Don't be surprised to see Kenyan-style mobile-banking apps on your phone in the near future, says Realini. William Maurer, a professor of anthropology at the University of California at Irvine and the director of the Institute for Money, Technology and Financial Inclusion, says banks are missing a market. Banks that stick to the old model offering a limited range of services, for often hefty fees, to a limited group of wealthy people risk being outflanked by the customers they ignore. Maurer says the lesson of Safaricom is, "Don't forget about the customers. They're doing interesting things. [They're] innovators in their own right."
Safaricom has taken that message to heart. Its new innovation: an alliance with a brick-and-mortar bank. That idea evolved from Safaricom's observation that Kenyans were using M-Pesa not just as a transfer service but also as a savings bank. M-Pesa allows deposits of up to $600 per day, and many subscribers, Safaricom noted, were depositing cash and just leaving it there, where it was secure. A tie-up with Nairobi-based Equity Bank means M-Pesa customers can now have their bank accounts linked to their phone accounts, with all the extra benefits that entails, such as interest and access to ATMs and debit cards. It's a neat reversal of the way traditional credit checks work. In the West, your bank account acts as the credit record necessary to obtain a mobile phone. In Africa, your prepaid mobile phone is your credit record and your passport to a bank account and savings, loans and a credit card.

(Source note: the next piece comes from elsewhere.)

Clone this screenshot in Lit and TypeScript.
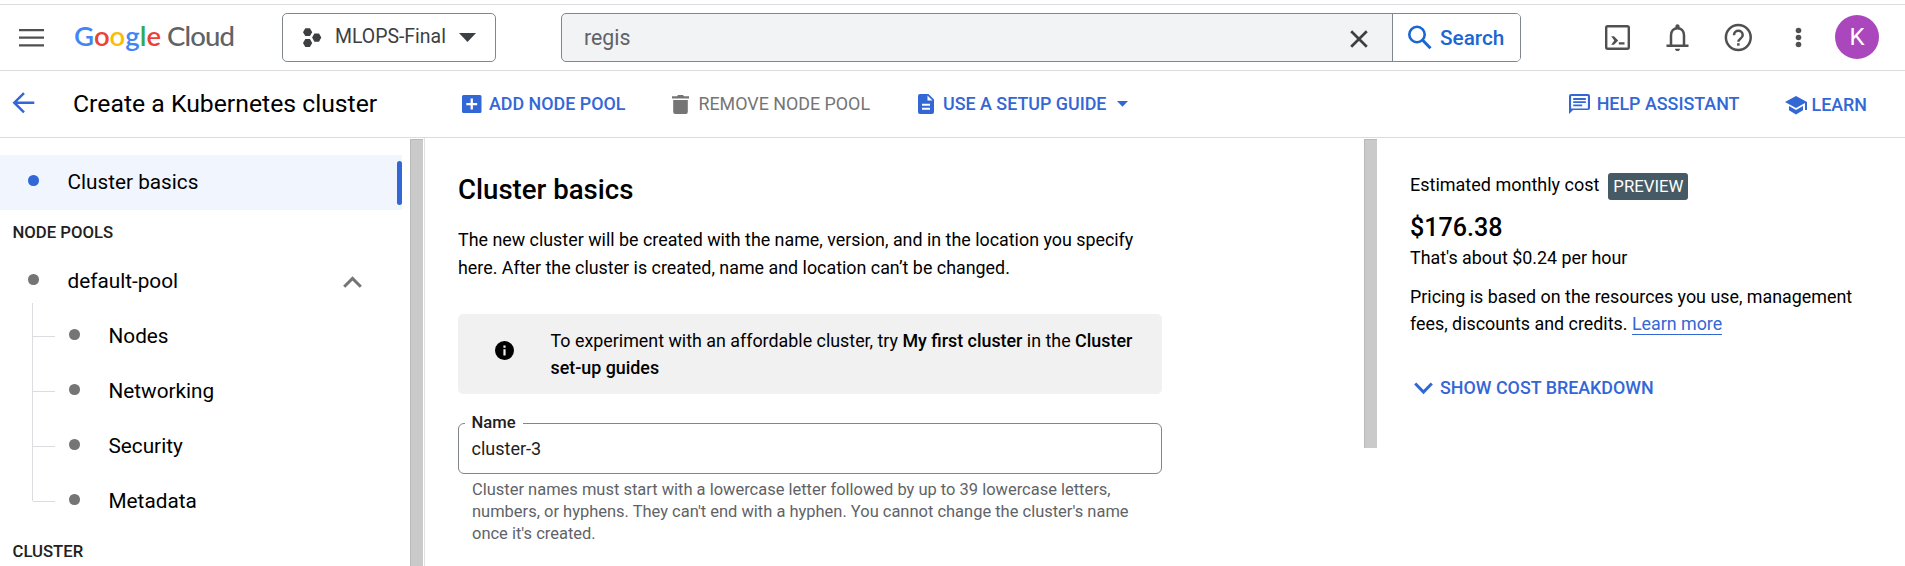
import { LitElement, html, css, svg } from "lit";
import { customElement } from "lit/decorators.js";

const ICONS = {
  menu: svg`<path d="M0 0h25v2.200H0zM0 7.600h25v2.200H0zM0 15.200h25v2.200H0z" />`,
  back: svg`<path d="M12 1.200 2.300 10.700l9.700 9.700M2.300 10.700h20" fill="none" stroke="currentColor" stroke-width="2.500" />`,
  add: svg`<path fill-rule="evenodd" d="M1.500 0h16.500a1.500 1.500 0 0 1 1.500 1.500v15a1.500 1.500 0 0 1-1.500 1.500H1.500A1.500 1.500 0 0 1 0 16.500v-15A1.500 1.500 0 0 1 1.500 0zM8.600 3.600v4.300H4.300v2.300h4.300v4.300h2.300v-4.300h4.300V7.900h-4.300V3.600z" />`,
  trash: svg`<path d="M0 1.200h5L6 0h5l1 1.200h5v2.200H0zM1.200 4.900h14.600v12a2 2 0 0 1-2 2H3.200a2 2 0 0 1-2-2z" />`,
  doc: svg`<path fill-rule="evenodd" d="M2 0h8.500L16 5.500V18a2 2 0 0 1-2 2H2a2 2 0 0 1-2-2V2a2 2 0 0 1 2-2zM9.500 1.500v5h5zM4 9.800v2h8v-2zM4 13.800v2h8v-2z" />`,
  chat: svg`<path fill-rule="evenodd" d="M2 0h17a2 2 0 0 1 2 2v12a2 2 0 0 1-2 2H4l-4 4V2a2 2 0 0 1 2-2zM2.100 2.100v12.300h16.800V2.100zM4.200 4h12.600v1.900H4.200zM4.200 7.200h12.600v1.900H4.200zM4.200 10.400h9v1.900h-9z" />`,
  cap: svg`<path d="M11 0l11 6v8h-2V7.100L11 12 0 6zM4 10l7 3.900L18 10v4.300L11 18.500 4 14.300z" />`,
};

const icon = (w: number, h: number, body: unknown, cls = "") =>
  html`<svg class=${cls} width=${w} height=${h} viewBox="0 0 ${w} ${h}">${body}</svg>`;

@customElement("app-root")
export class AppRoot extends LitElement {
  static styles = css`
    :host { display: block; width: 1905px; height: 566px; overflow: hidden; background: #fff; color: #000; font-family: Roboto, sans-serif; font-size: 17.87px; box-sizing: border-box; padding-top: 4px; }
    * { box-sizing: border-box; }
    svg { display: block; flex: none; fill: currentColor; }
    h1, h2, p { margin: 0; font-weight: 400; }
    .top { height: 67px; border-top: 1px solid #dadce0; border-bottom: 1px solid #dadce0; display: flex; align-items: flex-start; color: #505050; padding-left: 19px; }
    .menu { margin-top: 24px; }
    .logo { margin: 12px 0 0 31px; font-size: 27.500px; }
    .logo text { font-family: Lato, sans-serif; }
    .google { font-weight: 600; }
    .cloud { font-weight: 500; fill: #5f6368; }
    .picker { margin: 8px 0 0 47px; width: 214px; height: 49px; border: 1px solid #80868b; border-radius: 5px; display: flex; align-items: center; color: #3c4043; font-size: 19.46px; padding-left: 20px; }
    .picker span { margin: -2px 0 0 13px; width: 124px; line-height: 24px; }
    .search { margin: 8px 0 0 65px; width: 960px; height: 49px; border: 1px solid #80868b; border-radius: 5px; display: flex; background: #f1f3f4; overflow: hidden; }
    .query { flex: 1; padding: 12px 0 0 22px; font-size: 21.3px; line-height: 24px; color: #5f6368; }
    .clear { margin: 16px 24px 0 0; color: #3c4043; }
    .go { width: 128px; background: #fff; border-left: 1px solid #80868b; display: flex; color: #1967d2; font-weight: 500; font-size: 20.75px; padding: 11px 0 0 15px; gap: 8px; line-height: 26px; }
    .tools { display: flex; margin-left: auto; padding-right: 26px; }
    .avatar { width: 44px; height: 44px; border-radius: 50%; background: #ab47bc; color: #fff; display: grid; place-items: center; font-size: 24px; margin: 10px 0 0 15px; }
    .bar { height: 67px; border-bottom: 1px solid #dadce0; display: flex; align-items: flex-start; padding: 0 38px 0 12px; color: #3367d6; font-weight: 500; line-height: 24px; }
    .back { margin-top: 21px; }
    .bar h1 { font-size: 24.78px; color: #000; line-height: 30px; margin: 18px 0 0 37px; width: 389px; }
    .act { display: flex; align-items: center; gap: 7px; height: 24px; margin: 21px 0 0 0; white-space: nowrap; }
    .remove { color: #757575; font-weight: 400; margin-left: 47px; gap: 9px; }
    .guide { margin-left: 48px; gap: 9px; }
    .help { margin-left: auto; }
    .learn { margin: 22px 0 0 45px; gap: 5px; }
    .caret { margin-left: 2px; }
    .body { display: flex; height: 428px; }
    .side { width: 410px; padding-top: 17px; flex: none; }
    .row { height: 55px; width: 402px; display: flex; align-items: center; font-size: 20.75px; line-height: 24px; padding-left: 28px; }
    .dot { width: 10.500px; height: 10.500px; border-radius: 50%; background: #757575; margin: -4px 29px 0 0; flex: none; }
    .row span, .kid span { margin-top: -1px; }
    .on { background: #f0f5fe; }
    .on .dot { background: #3367d6; }
    .mark { width: 5px; height: 44px; border-radius: 3px; background: #3367d6; margin-left: auto; }
    .chev { margin: 0 40px 0 auto; color: #757575; }
    .group { height: 44px; padding: 12px 0 0 12.500px; font-size: 16.72px; line-height: 20px; font-weight: 500; color: #212121; }
    .kids { margin-left: 32px; display: grid; grid-template-columns: 1px auto; height: 220px; }
    .stem { background: #dadce0; height: 198px; margin-top: -6px; }
    .kid { height: 55px; display: flex; align-items: center; font-size: 20.75px; line-height: 24px; }
    .twig { width: 22px; height: 1px; background: #dadce0; margin: -1px 14px 0 0; flex: none; }
    .kid .dot { margin-right: 29px; }
    .scroll { width: 13px; margin-top: 1px; background: #cacaca; border-left: 1px solid #b9b9b9; border-top: 1px solid #b9b9b9; flex: none; }
    .short { height: 309px; }
    .main { width: 940px; flex: none; margin-left: 1px; border-left: 1px solid #e0e0e0; padding: 35px 0 0 33px; }
    .main h2 { font-size: 27.6px; font-weight: 500; line-height: 34px; }
    .lead { font-size: 17.86px; line-height: 28px; margin-top: 19px; white-space: nowrap; }
    .note { margin-top: 32px; width: 704px; height: 80px; border-radius: 5px; background: #f1f1f1; display: flex; align-items: center; padding-left: 37px; line-height: 27px; white-space: nowrap; color: #000; }
    .note p { margin: -1px 0 0 36.500px; }
    .note svg { margin-top: -8px; }
    b { font-weight: 500; }
    fieldset { margin: 18px 0 0; width: 704px; height: 62px; border: 1px solid #80868b; border-radius: 6px; padding: 0 0 0 12.500px; min-width: 0; }
    legend { margin-left: -7px; padding: 0 7px; font-size: 16.6px; line-height: 22px; font-weight: 500; color: #212121; }
    .value { line-height: 24px; margin-top: 3px; font-size: 18px; color: #212121; }
    .hint { margin: 5px 0 0 14px; font-size: 16.480px; line-height: 22px; color: #5f6368; white-space: nowrap; }
    .cost { padding: 33px 0 0 33px; white-space: nowrap; }
    .est { display: flex; line-height: 28px; font-size: 18px; height: 30px; }
    .badge { margin: 2px 0 0 9px; height: 27px; width: 80px; border-radius: 3px; background: #455a64; color: #fff; font-size: 16.8px; line-height: 27px; text-align: center; }
    .price { font-size: 25.1px; font-weight: 500; line-height: 30px; margin-top: 12px; }
    .hour { line-height: 24px; margin-top: 3px; }
    .terms { line-height: 27px; margin-top: 13px; }
    .more { color: #3367d6; border-bottom: 1px solid #3367d6; }
    .show { display: flex; color: #3367d6; font-weight: 500; line-height: 24px; margin-top: 39px; gap: 7px; padding-left: 4px; }
    .show svg { margin-top: 6px; }
  `;

  private kid(t: string) {
    return html`<div class="kid"><i class="twig"></i><i class="dot"></i><span>${t}</span></div>`;
  }

  render() {
    return html`
      <header class="top">
        ${icon(25, 18, ICONS.menu, "menu")}
        <svg class="logo" width="160" height="44">
          <text class="google" x="-1" y="29" textLength="87" lengthAdjust="spacing"><tspan fill="#4285f4">G</tspan><tspan fill="#ea4335">o</tspan><tspan fill="#fbbc04">o</tspan><tspan fill="#4285f4">g</tspan><tspan fill="#34a853">l</tspan><tspan fill="#ea4335">e</tspan></text>
          <text class="cloud" x="92" y="29" textLength="68" lengthAdjust="spacing">Cloud</text>
        </svg>
        <div class="picker">
          ${icon(19, 20, svg`<path d="M2.300.300h4.600L9.200 4.200 6.900 8.100H2.300L0 4.200zM2.300 11.100h4.600l2.300 3.900-2.300 3.900H2.300L0 15zM11.400 5.500h4.600l2.300 4.100-2.300 4.100h-4.600L9.100 9.600z" />`)}
          <span>MLOPS-Final</span>
          ${icon(17, 9, svg`<path d="M0 0h17L8.500 9z" />`)}
        </div>
        <div class="search">
          <div class="query">regis</div>
          ${icon(18, 18, svg`<path d="M1.200 1.200l15.600 15.600M16.800 1.200 1.200 16.800" stroke="currentColor" stroke-width="2.700" />`, "clear")}
          <div class="go">
            ${icon(24, 25, svg`<circle cx="9" cy="9.500" r="7.700" fill="none" stroke="currentColor" stroke-width="2.600" /><path d="M14.500 15l8 8.300" stroke="currentColor" stroke-width="3" />`)}
            <span>Search</span>
          </div>
        </div>
        <div class="tools">
          <svg width="220" height="60" viewBox="1600 5 220 60">
            <rect x="1606.200" y="26.200" width="22.600" height="22.600" rx="1.500" fill="none" stroke="currentColor" stroke-width="2.400" />
            <path d="M1611.200 36.200h2.800l4.200 4.300-4.200 4.300h-2.800l3.100-4.300zM1618.800 42.200h5.700v2.300h-5.700z" />
            <path d="M1671 46v-10.500c0-4.500 2.700-7.300 6.500-7.300s6.500 2.800 6.500 7.300V46" fill="none" stroke="currentColor" stroke-width="2.500" />
            <path d="M1666.500 44.500h22v2.400h-22zM1675 48.700h5c0 3.200-5 3.200-5 0zM1675.400 28v-1.600c0-2.800 4.200-2.800 4.200 0V28z" />
            <circle cx="1738.300" cy="37.500" r="12.400" fill="none" stroke="currentColor" stroke-width="2.500" />
            <path d="M1734 35.200c0-5.800 8.700-5.800 8.700 0 0 3.300-4.300 3.500-4.300 6.600" fill="none" stroke="currentColor" stroke-width="2.500" />
            <path d="M1737.100 43.200h2.500v2.500h-2.500z" />
            <circle cx="1798.500" cy="30.500" r="2.800" /><circle cx="1798.500" cy="37.500" r="2.800" /><circle cx="1798.500" cy="44.500" r="2.800" />
          </svg>
          <div class="avatar">K</div>
        </div>
      </header>
      <nav class="bar">
        ${icon(24, 22, ICONS.back, "back")}
        <h1>Create a Kubernetes cluster</h1>
        <div class="act">${icon(20, 18, ICONS.add)}ADD NODE POOL</div>
        <div class="act remove">${icon(17, 19, ICONS.trash)}REMOVE NODE POOL</div>
        <div class="act guide">${icon(16, 20, ICONS.doc)}USE A SETUP GUIDE${icon(11, 6, svg`<path d="M0 0h11L5.500 5.700z" />`, "caret")}</div>
        <div class="act help">${icon(21, 20, ICONS.chat)}HELP ASSISTANT</div>
        <div class="act learn">${icon(22, 19, ICONS.cap)}LEARN</div>
      </nav>
      <div class="body">
        <aside class="side">
          <div class="row on"><i class="dot"></i><span>Cluster basics</span><i class="mark"></i></div>
          <div class="group">NODE POOLS</div>
          <div class="row"><i class="dot"></i><span>default-pool</span>${icon(19, 12, svg`<path d="M1.200 10.800 9.500 2.400l8.300 8.400" fill="none" stroke="currentColor" stroke-width="3" />`, "chev")}</div>
          <div class="kids">
            <i class="stem"></i>
            <div>${["Nodes", "Networking", "Security", "Metadata"].map((t) => this.kid(t))}</div>
          </div>
          <div class="group">CLUSTER</div>
        </aside>
        <i class="scroll"></i>
        <main class="main">
          <h2>Cluster basics</h2>
          <p class="lead">The new cluster will be created with the name, version, and in the location you specify<br />here. After the cluster is created, name and location can’t be changed.</p>
          <div class="note">
            ${icon(19, 19, svg`<path fill-rule="evenodd" d="M9.500 0a9.500 9.500 0 1 1 0 19 9.500 9.500 0 0 1 0-19zM8.400 4.500v2.200h2.200V4.500zM8.400 8.300v6.200h2.200V8.300z" />`)}
            <p>To experiment with an affordable cluster, try <b>My first cluster</b> in the <b>Cluster<br />set-up guides</b></p>
          </div>
          <fieldset>
            <legend>Name</legend>
            <div class="value">cluster-3</div>
          </fieldset>
          <p class="hint">Cluster names must start with a lowercase letter followed by up to 39 lowercase letters,<br />numbers, or hyphens. They can't end with a hyphen. You cannot change the cluster's name<br />once it's created.</p>
        </main>
        <i class="scroll short"></i>
        <section class="cost">
          <div class="est">Estimated monthly cost<span class="badge">PREVIEW</span></div>
          <div class="price">$176.38</div>
          <div class="hour">That's about $0.24 per hour</div>
          <p class="terms">Pricing is based on the resources you use, management<br />fees, discounts and credits. <span class="more">Learn more</span></p>
          <div class="show">${icon(19, 13, svg`<path d="M1.200 1.500 9.500 10l8.300-8.500" fill="none" stroke="currentColor" stroke-width="3" />`)}SHOW COST BREAKDOWN</div>
        </section>
      </div>
    `;
  }
}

The alliance is yet more bad news for traditional banks, not least because Equity also represents a challenge from another angle. Founded in 1984 as a microfinancier, Equity now covers Uganda and Sudan as well as Kenya, where it accounts for 57% of all bank accounts. Its customer base of 5.7 million is the largest in East Africa. Equity's CEO, James Mwangi, is unrepentant about the havoc his company and Safaricom are wreaking on the old ways. (Kenya's banks tried but failed to shut down M-Pesa in 2008.) For too long, he says, banking was about exclusion: "You are poor, you don't belong." Now it has been "transformed, completely reinvented."
In a new environment where inclusion is the watchword, banks that do not adapt will die. "They have very good reasons to be worried," says Mwangi. "Innovation is a game changer. It will consign some banks to irrelevance, liquidation and insolvency." What, again?